Don Brash betrays his failure to understand the process of money creation described authoritatively in the Bank of England paper published in 2014. As that paper says: 

“Commercial banks create money, in the form of bank deposits, by making new loans. When a bank makes a loan, for example to someone taking out a mortgage to buy a house, it does not typically do so by giving them thousands of pounds worth of banknotes. Instead, it credits their bank account with a bank deposit of the size of the mortgage. At that moment, new money is created.

"For this reason, some economists have referred to bank deposits as ‘fountain pen money’, created at the stroke of bankers’ pens when they approve loans...In reality in the modern economy, commercial banks are the creators of deposit money...Rather than banks lending out deposits that are placed with them, the act of lending creates deposits – the reverse of the sequence typically described in textbooks.

“Bank deposits make up the vast majority – 97% of the amount [of money] currently in circulation. And in the modern economy, those bank deposits are mostly created by commercial banks themselves.”

The paper’s conclusions are accepted by almost all leading economists, including Lord Adair Turner (former Chair of the Financial Services Authority in London) and Professor Richard Werner of Southampton University. They were foreshadowed in a 2008 paper by the Reserve Bank of New Zealand itself.

Why don’t banks write cheques to themselves?

Brash seeks to undermine the clarity of these statements by asking why, if banks create money, would they bother to do anything other than write cheques to themselves? But this simply underscores his failure, or refusal, or inability, to grasp the point. Banks cannot of course write cheques to themselves – they create money by advancing credit to borrowers.
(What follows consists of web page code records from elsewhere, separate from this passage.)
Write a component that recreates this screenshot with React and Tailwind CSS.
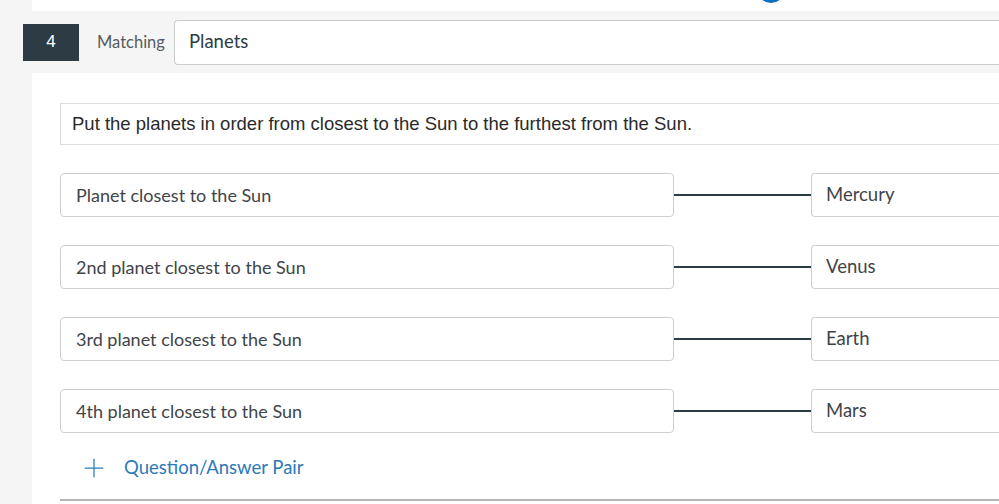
import { Plus } from 'lucide-react'

const pairs = [
  { q: 'Planet closest to the Sun', a: 'Mercury' },
  { q: '2nd planet closest to the Sun', a: 'Venus' },
  { q: '3rd planet closest to the Sun', a: 'Earth' },
  { q: '4th planet closest to the Sun', a: 'Mars' },
]

function PairRow({ q, a }) {
  return (
    <div className="flex items-center h-[44px]">
      <div className="w-[614px] h-full shrink-0 flex items-center pl-[15px] border border-[#cfcfcf] rounded-[4px] bg-white text-[18px] text-[#3f4448]">
        {q}
      </div>
      <div className="w-[137px] shrink-0 h-[2px] bg-[#2d3b45]" />
      <div className="flex-1 h-full flex items-center pl-[14px] border border-[#cfcfcf] rounded-l-[4px] border-r-0 bg-white text-[18.5px] text-[#3f4448]">
        {a}
      </div>
    </div>
  )
}

export default function App() {
  return (
    <div className="w-[999px] h-[504px] overflow-hidden bg-white flex flex-col" style={{ fontFamily: 'Lato, "Liberation Sans", sans-serif' }}>
      <div className="flex h-[11px] shrink-0">
        <div className="w-[32px] bg-[#f5f5f5]" />
        <div className="flex-1 relative bg-white">
          <div className="absolute left-[725px] top-[-25px] w-[28px] h-[28px] rounded-full bg-[#0b6fbf]" />
        </div>
      </div>

      <div className="h-[62px] shrink-0 bg-[#f5f5f5] flex items-center pl-[23px]">
        <div className="w-[56px] h-[37px] bg-[#2d3b45] text-white flex items-center justify-center text-[17px]" style={{ fontFamily: '"Liberation Sans", sans-serif' }}>
          4
        </div>
        <div className="w-[95px] pl-[18px] text-[16.5px] text-[#555b60]">Matching</div>
        <div className="flex-1 h-[45px] bg-white border border-[#cccccc] border-r-0 rounded-l-[4px] flex items-center pl-[14px] text-[18.5px] text-[#2d3b45]">
          Planets
        </div>
      </div>

      <div className="flex flex-1">
        <div className="w-[32px] shrink-0 bg-[#f5f5f5]" />
        <div className="flex-1 pl-[28px] pt-[30px] flex flex-col">
          <div
            className="h-[42px] border border-[#dddddd] border-r-0 flex items-center pl-[11px] text-[18.5px] text-[#2a2a2a] whitespace-nowrap"
            style={{ fontFamily: '"Liberation Sans", Arial, sans-serif' }}
          >
            Put the planets in order from closest to the Sun to the furthest from the Sun.
          </div>

          <div className="flex flex-col gap-[28px] mt-[28px]">
            {pairs.map((p) => (
              <PairRow key={p.q} {...p} />
            ))}
          </div>

          <div className="flex items-center h-[30px] mt-[20px] pl-[19px] text-[#2b7ab8]">
            <Plus size={30} strokeWidth={1} className="text-[#2b7ab8]" />
            <span className="ml-[15px] text-[18.5px]">Question/Answer Pair</span>
          </div>

          <div className="mt-[16px] h-[2px] bg-[#b5b5b5]" />
        </div>
      </div>
    </div>
  )
}
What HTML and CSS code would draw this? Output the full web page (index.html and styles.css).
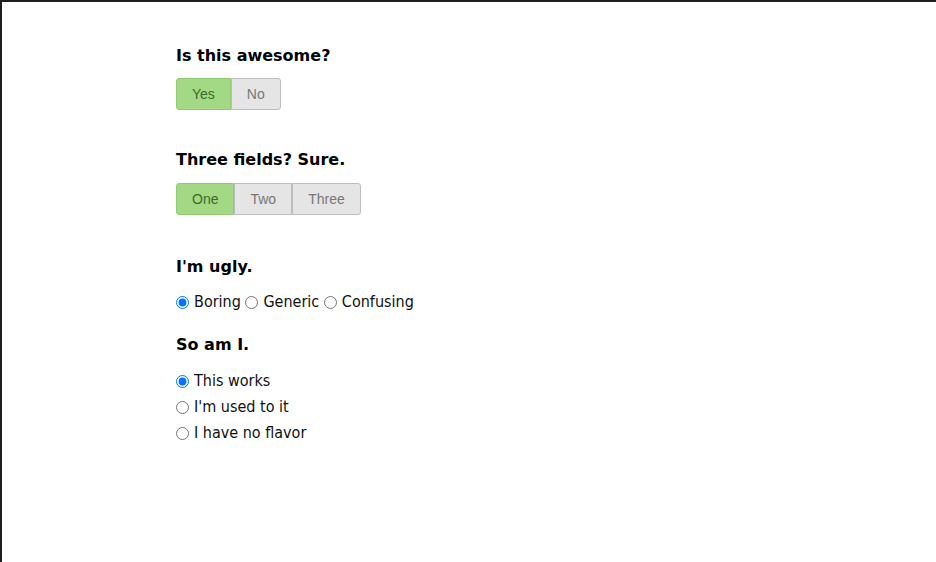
FILE: index.html
```html
<!DOCTYPE html>
<html>
<head>
<meta charset="utf-8">
<link rel="stylesheet" href="styles.css">
</head>
<body>
<div class="frame">
  <div class="content">
    <section class="group">
      <h3 class="title tight">Is this awesome?</h3>
      <div class="switch">
        <span class="opt on">Yes</span><span class="opt">No</span>
      </div>
    </section>
    <section class="group">
      <h3 class="title">Three fields? Sure.</h3>
      <div class="switch">
        <span class="opt on">One</span><span class="opt">Two</span><span class="opt">Three</span>
      </div>
    </section>
    <section class="group plain">
      <h3 class="title tight">I'm ugly.</h3>
      <div class="inline-radios">
        <label class="radio"><input type="radio" name="u" checked>Boring</label>
        <label class="radio"><input type="radio" name="u">Generic</label>
        <label class="radio"><input type="radio" name="u">Confusing</label>
      </div>
    </section>
    <section class="group plain">
      <h3 class="title">So am I.</h3>
      <div class="stack-radios">
        <label class="radio"><input type="radio" name="s" checked>This works</label>
        <label class="radio"><input type="radio" name="s">I'm used to it</label>
        <label class="radio"><input type="radio" name="s">I have no flavor</label>
      </div>
    </section>
  </div>
</div>
</body>
</html>
```
FILE: styles.css
```css
html, body {
  margin: 0;
  padding: 0;
  background: #fff;
}
.frame {
  box-sizing: border-box;
  width: 936px;
  height: 562px;
  border-top: 2px solid #1e1e1e;
  border-left: 2px solid #1e1e1e;
  overflow: hidden;
}
.content {
  padding: 44px 0 0 174px;
  font-family: "DejaVu Sans Condensed", "DejaVu Sans", sans-serif;
  font-size: 16px;
  color: #111;
}
.group {
  margin-bottom: 40px;
}
.group + .group {
  margin-bottom: 42px;
}
.group.plain {
  margin-bottom: 20px;
}
.title {
  margin: 0 0 13px 0;
  font-family: "DejaVu Sans", sans-serif;
  font-weight: bold;
  font-size: 16px;
  line-height: 20px;
  color: #000;
}
.title.tight {
  margin-bottom: 12px;
}
.switch {
  display: flex;
}
.opt {
  display: block;
  box-sizing: border-box;
  height: 32px;
  line-height: 30px;
  padding: 0 15px;
  border: 1px solid #bdbdbd;
  background: #e5e5e5;
  color: #777;
  font-family: "Liberation Sans", Arial, sans-serif;
  font-size: 14px;
}
.opt:first-child {
  border-radius: 3px 0 0 3px;
}
.opt:last-child {
  border-radius: 0 3px 3px 0;
}
.opt.on {
  background: #a3d985;
  border-color: #8fcb72;
  color: #3d6a2c;
}
.radio {
  display: inline-flex;
  align-items: center;
  line-height: 26px;
  color: #111;
}
.radio input {
  width: 13px;
  height: 13px;
  margin: 0 5px 0 0;
}
.stack-radios .radio {
  display: flex;
}
```
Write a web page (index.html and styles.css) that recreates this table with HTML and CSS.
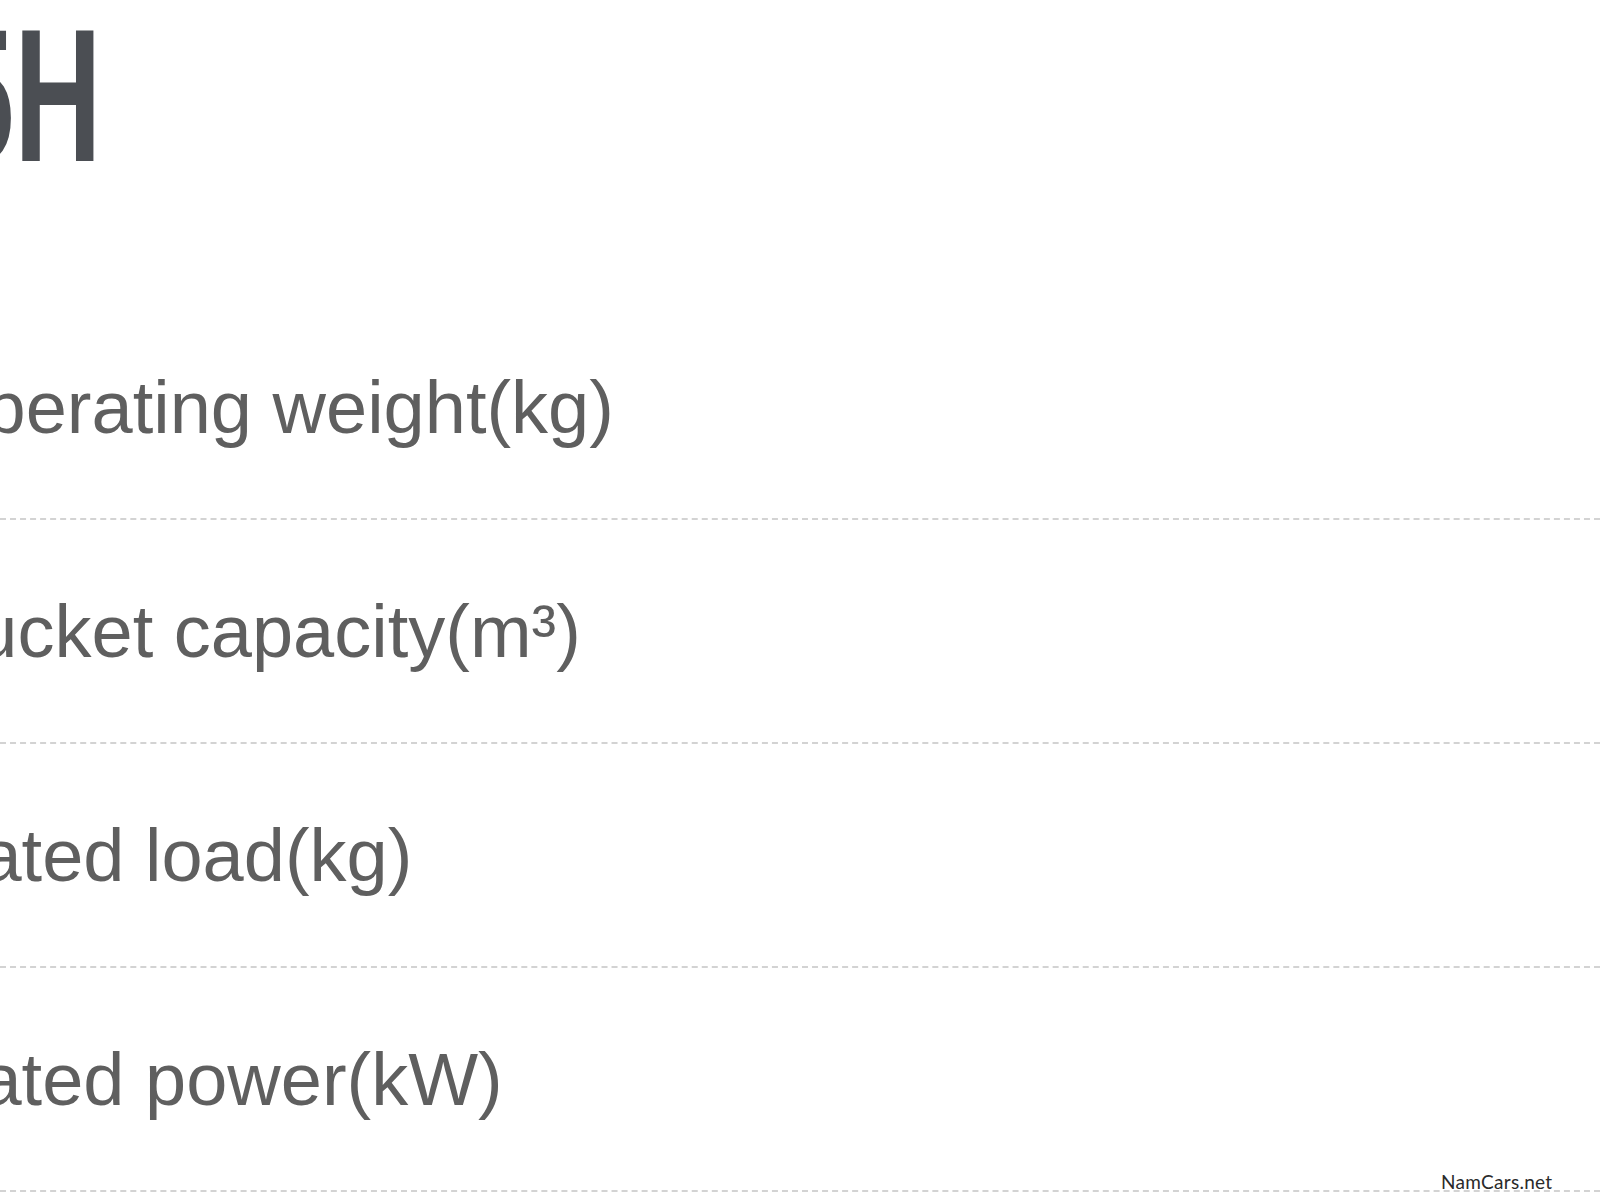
FILE: index.html
```html
<!DOCTYPE html>
<html lang="en">
<head>
<meta charset="utf-8">
<title>Specifications</title>
<link rel="stylesheet" href="styles.css">
</head>
<body>
<main class="sheet">
  <h1 class="title"><span class="title-text">5H</span></h1>
  <ul class="specs">
    <li class="row"><span class="label">Operating weight(kg)</span></li>
    <li class="row"><span class="label">Bucket capacity(m³)</span></li>
    <li class="row"><span class="label">Rated load(kg)</span></li>
    <li class="row"><span class="label">Rated power(kW)</span></li>
  </ul>
  <div class="watermark">NamCars.net</div>
</main>
</body>
</html>
```

FILE: styles.css
```css
html, body {
  margin: 0;
  padding: 0;
  background: #ffffff;
  overflow: hidden;
}

.sheet {
  position: relative;
  width: 1600px;
  height: 1200px;
  overflow: hidden;
}

.title {
  margin: 0 0 105px -53px;
  height: 191px;
  font-family: "Liberation Sans", Arial, sans-serif;
  font-weight: 700;
  font-size: 189px;
  line-height: 191px;
  color: #4b4e53;
  white-space: nowrap;
}

.title-text {
  display: inline-block;
  transform: scaleX(0.64);
  transform-origin: left center;
}

.specs {
  list-style: none;
  margin: 0;
  padding: 0;
}

.row {
  padding: 75px 0 73px;
  border-bottom: 2px dashed #d3d3d3;
  font-family: "Liberation Sans", Arial, sans-serif;
  font-size: 74px;
  line-height: 74px;
  color: #5f5f5f;
  white-space: nowrap;
}

.label {
  display: block;
  margin-left: -73px;
}

.watermark {
  position: absolute;
  left: 1441px;
  top: 1171px;
  font-family: "Lato", "Noto Sans", sans-serif;
  font-weight: 400;
  font-size: 19px;
  line-height: 22px;
  color: #2a2a2a;
  letter-spacing: 0.3px;
}
```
They do need to have capital reserves for prudential purposes, but they have no capacity to create money for this purpose. As the Bank of England explains:

“The amount of bank deposits in turn influences how much central bank money banks want to hold in reserve (to meet withdrawals by the public, make payments to other banks, or meet regulatory liquidity requirements), which is then, in normal times, supplied on demand by the [central] Bank.”

Brash’s denial that commercial banks were responsible for creating most of the money in circulation had to be either a deliberate attempt to mislead, or the consequence of simple ignorance – or so I thought earlier. But since he states that he “is aware” of the Bank of England paper (and has therefore presumably read it), I can only assume that his continued denial of what that paper tells us is the consequence of intellectual limitations.

It is very frustrating that what is now a virtually undisputed truth has been continually confused by palpable errors in Brash’s contributions, and that they are given unjustified credibility by their publication in the Herald. 

It is surely time that our own Reserve Bank should come clean and say whether or not they accept and agree with the conclusions of the Bank of England.

We could then have a properly informed debate about the policy implications of the banks’ virtually unconstrained power to create new money.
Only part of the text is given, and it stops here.